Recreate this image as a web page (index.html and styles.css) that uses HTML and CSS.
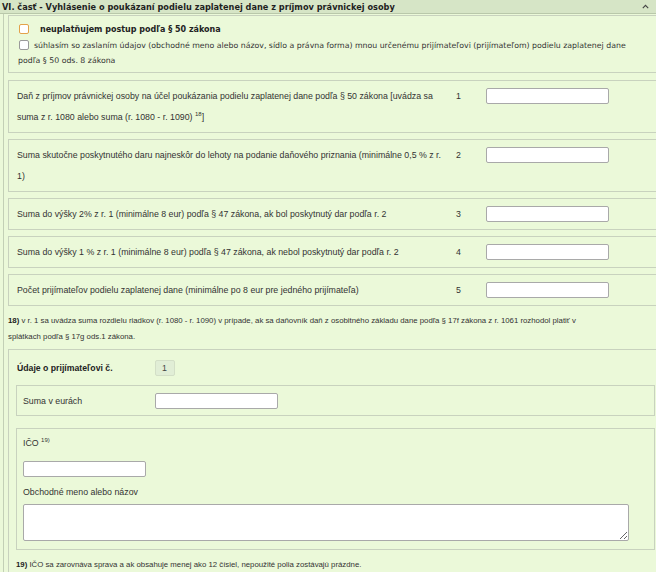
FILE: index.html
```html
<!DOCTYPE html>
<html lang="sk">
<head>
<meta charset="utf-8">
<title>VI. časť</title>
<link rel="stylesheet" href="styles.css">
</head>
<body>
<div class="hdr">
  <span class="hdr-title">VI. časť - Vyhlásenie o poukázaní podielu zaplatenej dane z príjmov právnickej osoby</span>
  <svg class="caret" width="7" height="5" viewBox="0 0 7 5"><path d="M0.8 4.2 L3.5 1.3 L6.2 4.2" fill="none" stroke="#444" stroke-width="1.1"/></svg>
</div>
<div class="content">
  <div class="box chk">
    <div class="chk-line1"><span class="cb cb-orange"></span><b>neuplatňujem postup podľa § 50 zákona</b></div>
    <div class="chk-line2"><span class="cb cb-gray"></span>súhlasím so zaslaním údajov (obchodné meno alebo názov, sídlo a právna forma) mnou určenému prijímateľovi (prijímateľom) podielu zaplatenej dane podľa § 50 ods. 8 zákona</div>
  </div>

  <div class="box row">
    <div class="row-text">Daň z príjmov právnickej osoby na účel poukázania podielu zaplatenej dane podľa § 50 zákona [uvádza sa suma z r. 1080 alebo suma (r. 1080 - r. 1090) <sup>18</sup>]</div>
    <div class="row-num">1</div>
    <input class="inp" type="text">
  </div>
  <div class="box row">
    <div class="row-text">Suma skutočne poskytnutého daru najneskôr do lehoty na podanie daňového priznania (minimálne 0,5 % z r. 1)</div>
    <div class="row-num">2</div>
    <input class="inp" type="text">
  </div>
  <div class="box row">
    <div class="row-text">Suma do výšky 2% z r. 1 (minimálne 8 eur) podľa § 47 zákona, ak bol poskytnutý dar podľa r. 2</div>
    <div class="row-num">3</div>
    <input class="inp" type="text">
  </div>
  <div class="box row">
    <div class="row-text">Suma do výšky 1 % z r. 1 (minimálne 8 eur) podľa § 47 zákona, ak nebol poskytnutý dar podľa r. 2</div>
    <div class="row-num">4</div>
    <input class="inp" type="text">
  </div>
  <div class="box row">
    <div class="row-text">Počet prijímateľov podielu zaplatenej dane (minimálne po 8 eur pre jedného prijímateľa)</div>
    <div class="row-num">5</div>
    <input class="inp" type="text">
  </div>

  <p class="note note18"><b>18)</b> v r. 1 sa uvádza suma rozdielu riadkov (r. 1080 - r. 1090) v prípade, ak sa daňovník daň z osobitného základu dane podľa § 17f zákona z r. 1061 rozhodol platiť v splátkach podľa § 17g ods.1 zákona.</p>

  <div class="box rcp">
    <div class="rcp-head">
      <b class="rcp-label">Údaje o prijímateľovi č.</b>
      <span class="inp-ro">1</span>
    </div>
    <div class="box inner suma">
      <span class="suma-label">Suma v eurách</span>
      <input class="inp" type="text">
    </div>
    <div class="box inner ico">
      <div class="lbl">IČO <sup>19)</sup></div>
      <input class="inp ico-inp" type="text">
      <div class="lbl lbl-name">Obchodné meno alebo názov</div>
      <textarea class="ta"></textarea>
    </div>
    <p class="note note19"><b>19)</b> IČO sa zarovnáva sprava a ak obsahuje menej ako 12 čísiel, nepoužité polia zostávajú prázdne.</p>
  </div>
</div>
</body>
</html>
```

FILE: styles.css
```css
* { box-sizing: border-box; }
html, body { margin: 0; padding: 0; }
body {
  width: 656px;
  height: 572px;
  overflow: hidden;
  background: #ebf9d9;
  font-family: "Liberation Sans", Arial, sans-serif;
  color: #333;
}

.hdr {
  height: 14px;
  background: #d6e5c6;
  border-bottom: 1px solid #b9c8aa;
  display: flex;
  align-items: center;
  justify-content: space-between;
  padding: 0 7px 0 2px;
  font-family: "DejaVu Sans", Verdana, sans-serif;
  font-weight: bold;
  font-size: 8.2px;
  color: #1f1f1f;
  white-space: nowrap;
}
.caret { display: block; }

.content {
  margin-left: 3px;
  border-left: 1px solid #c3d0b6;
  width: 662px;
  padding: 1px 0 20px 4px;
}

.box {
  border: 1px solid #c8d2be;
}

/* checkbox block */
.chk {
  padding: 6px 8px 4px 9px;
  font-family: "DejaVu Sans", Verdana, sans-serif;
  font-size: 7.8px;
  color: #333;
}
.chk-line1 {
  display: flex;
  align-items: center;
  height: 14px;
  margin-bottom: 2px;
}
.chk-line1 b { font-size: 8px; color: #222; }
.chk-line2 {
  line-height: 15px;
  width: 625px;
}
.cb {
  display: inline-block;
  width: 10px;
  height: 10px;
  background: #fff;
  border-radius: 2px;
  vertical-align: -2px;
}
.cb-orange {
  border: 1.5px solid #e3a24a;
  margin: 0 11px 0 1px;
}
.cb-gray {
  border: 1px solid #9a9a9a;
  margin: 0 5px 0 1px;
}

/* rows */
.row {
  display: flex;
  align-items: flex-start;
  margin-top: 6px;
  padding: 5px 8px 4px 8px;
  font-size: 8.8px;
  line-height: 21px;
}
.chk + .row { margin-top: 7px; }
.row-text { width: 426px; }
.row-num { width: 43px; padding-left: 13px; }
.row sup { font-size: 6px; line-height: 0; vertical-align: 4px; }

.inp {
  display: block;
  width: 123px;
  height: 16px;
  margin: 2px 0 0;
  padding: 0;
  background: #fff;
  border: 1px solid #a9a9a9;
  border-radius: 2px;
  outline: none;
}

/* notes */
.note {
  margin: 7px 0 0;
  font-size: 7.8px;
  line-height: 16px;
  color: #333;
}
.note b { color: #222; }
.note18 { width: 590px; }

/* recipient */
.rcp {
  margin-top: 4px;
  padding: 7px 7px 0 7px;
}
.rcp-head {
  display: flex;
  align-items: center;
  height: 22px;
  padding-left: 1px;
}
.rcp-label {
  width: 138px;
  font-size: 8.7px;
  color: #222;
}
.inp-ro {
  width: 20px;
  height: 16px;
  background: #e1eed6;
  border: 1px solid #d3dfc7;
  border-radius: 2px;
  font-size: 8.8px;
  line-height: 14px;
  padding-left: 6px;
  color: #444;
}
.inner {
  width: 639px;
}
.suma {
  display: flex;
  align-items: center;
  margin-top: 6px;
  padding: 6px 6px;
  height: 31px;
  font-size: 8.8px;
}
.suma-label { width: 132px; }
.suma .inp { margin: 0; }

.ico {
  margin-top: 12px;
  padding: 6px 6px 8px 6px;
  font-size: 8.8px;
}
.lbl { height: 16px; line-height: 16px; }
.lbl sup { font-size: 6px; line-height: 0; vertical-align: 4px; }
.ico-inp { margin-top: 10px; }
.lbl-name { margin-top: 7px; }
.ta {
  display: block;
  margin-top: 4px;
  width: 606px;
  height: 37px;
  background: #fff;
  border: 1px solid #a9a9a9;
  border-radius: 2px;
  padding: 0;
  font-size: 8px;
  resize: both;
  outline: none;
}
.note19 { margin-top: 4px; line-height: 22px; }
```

------------------------------

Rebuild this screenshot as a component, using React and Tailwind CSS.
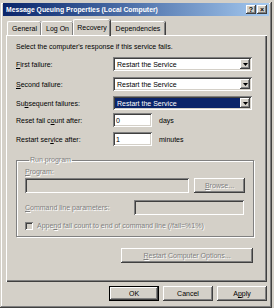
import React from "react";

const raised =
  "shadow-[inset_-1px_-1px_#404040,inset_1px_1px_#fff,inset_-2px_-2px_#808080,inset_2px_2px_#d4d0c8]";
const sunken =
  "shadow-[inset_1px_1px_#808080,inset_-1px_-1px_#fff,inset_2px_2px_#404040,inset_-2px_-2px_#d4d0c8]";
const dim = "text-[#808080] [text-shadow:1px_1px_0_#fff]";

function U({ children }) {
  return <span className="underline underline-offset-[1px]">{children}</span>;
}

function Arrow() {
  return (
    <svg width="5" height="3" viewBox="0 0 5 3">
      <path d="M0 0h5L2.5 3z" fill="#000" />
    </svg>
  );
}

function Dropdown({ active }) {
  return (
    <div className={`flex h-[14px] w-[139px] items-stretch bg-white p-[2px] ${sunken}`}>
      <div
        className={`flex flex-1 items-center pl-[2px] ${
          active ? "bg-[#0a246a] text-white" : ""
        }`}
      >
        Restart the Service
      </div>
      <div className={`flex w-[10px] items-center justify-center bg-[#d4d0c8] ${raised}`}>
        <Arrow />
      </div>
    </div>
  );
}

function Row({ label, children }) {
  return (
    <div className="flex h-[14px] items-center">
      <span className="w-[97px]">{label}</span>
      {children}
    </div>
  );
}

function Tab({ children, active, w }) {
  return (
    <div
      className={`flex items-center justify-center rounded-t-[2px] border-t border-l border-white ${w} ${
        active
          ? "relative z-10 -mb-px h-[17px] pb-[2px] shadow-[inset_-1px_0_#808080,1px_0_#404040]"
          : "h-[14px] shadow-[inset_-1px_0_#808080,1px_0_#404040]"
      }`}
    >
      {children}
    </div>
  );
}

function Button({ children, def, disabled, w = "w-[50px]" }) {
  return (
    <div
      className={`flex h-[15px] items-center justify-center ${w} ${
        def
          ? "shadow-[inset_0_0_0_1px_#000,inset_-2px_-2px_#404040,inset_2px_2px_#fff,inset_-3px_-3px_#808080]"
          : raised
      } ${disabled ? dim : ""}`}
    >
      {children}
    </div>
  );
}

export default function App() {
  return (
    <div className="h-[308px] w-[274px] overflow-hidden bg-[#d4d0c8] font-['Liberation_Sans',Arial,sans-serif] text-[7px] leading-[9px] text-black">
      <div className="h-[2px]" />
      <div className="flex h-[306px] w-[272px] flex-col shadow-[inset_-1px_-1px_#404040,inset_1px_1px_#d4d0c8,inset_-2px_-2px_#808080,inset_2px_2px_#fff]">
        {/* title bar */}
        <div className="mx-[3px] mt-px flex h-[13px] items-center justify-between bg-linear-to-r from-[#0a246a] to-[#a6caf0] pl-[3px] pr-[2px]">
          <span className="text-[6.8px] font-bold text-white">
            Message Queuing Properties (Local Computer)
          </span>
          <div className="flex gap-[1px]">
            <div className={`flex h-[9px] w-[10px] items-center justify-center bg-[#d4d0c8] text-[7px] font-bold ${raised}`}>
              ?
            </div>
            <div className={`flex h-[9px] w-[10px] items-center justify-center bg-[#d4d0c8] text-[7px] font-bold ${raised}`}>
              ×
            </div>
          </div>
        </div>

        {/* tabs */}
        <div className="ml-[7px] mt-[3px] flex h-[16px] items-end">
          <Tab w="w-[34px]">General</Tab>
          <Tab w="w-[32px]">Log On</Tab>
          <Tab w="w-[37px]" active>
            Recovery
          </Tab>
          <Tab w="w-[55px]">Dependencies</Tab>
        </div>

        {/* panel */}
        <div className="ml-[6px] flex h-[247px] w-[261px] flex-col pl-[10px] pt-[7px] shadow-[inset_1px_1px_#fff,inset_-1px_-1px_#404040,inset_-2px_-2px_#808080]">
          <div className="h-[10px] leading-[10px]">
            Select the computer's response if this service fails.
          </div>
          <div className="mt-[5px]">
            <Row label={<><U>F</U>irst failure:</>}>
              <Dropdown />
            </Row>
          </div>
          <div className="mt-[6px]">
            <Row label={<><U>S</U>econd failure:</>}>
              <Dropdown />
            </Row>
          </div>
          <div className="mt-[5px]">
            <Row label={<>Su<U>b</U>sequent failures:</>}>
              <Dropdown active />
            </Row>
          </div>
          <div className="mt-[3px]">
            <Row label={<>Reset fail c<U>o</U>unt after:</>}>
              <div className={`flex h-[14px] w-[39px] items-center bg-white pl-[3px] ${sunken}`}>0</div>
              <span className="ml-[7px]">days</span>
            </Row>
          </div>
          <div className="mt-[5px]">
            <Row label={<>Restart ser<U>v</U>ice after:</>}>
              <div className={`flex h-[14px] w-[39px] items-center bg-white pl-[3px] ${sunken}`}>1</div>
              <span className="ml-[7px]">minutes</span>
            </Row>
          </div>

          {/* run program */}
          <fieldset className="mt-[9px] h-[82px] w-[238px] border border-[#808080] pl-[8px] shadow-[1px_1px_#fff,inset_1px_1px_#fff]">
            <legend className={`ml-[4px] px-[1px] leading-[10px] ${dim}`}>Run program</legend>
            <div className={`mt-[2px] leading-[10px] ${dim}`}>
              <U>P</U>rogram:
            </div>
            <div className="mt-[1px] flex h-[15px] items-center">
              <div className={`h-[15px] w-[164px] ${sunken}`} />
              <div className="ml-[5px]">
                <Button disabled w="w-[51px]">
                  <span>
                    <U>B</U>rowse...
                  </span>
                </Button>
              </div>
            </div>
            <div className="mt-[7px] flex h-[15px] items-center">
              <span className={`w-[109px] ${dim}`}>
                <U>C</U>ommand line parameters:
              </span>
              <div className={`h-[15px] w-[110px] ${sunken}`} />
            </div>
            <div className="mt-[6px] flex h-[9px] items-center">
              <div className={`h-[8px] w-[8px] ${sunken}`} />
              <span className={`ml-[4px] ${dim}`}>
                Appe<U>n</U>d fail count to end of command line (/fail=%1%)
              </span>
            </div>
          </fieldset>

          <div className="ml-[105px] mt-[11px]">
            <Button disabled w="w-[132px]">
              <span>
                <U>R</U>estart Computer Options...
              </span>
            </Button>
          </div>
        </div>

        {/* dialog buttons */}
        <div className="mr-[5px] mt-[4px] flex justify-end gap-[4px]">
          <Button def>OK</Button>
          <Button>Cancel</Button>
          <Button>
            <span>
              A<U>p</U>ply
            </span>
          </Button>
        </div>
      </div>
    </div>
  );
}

------------------------------

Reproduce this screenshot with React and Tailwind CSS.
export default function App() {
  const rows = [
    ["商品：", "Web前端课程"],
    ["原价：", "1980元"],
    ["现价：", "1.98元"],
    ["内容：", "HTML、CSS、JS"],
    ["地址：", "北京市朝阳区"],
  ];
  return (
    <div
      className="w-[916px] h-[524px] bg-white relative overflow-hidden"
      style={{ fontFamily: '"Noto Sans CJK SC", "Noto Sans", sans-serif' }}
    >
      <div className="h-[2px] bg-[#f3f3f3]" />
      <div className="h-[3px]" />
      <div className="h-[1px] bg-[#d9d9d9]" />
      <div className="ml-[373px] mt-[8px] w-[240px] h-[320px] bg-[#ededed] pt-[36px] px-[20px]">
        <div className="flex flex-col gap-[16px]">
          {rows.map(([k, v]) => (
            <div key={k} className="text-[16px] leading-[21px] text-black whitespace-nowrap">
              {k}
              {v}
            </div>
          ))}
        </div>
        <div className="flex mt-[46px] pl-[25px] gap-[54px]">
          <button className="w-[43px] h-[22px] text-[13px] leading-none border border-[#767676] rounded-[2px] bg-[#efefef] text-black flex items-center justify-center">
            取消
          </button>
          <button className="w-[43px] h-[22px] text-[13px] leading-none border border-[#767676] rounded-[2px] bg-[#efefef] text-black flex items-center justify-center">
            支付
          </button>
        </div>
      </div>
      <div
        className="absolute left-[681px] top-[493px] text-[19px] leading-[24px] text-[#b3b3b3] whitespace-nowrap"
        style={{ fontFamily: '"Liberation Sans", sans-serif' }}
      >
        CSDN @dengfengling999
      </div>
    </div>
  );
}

------------------------------

● What the exercise asks
Collect the lines of the records that include the string "React".

● Task solution
Rebuild this screenshot as a component, using React and Tailwind CSS.
import React from "react";
Reproduce this screenshot with React and Tailwind CSS.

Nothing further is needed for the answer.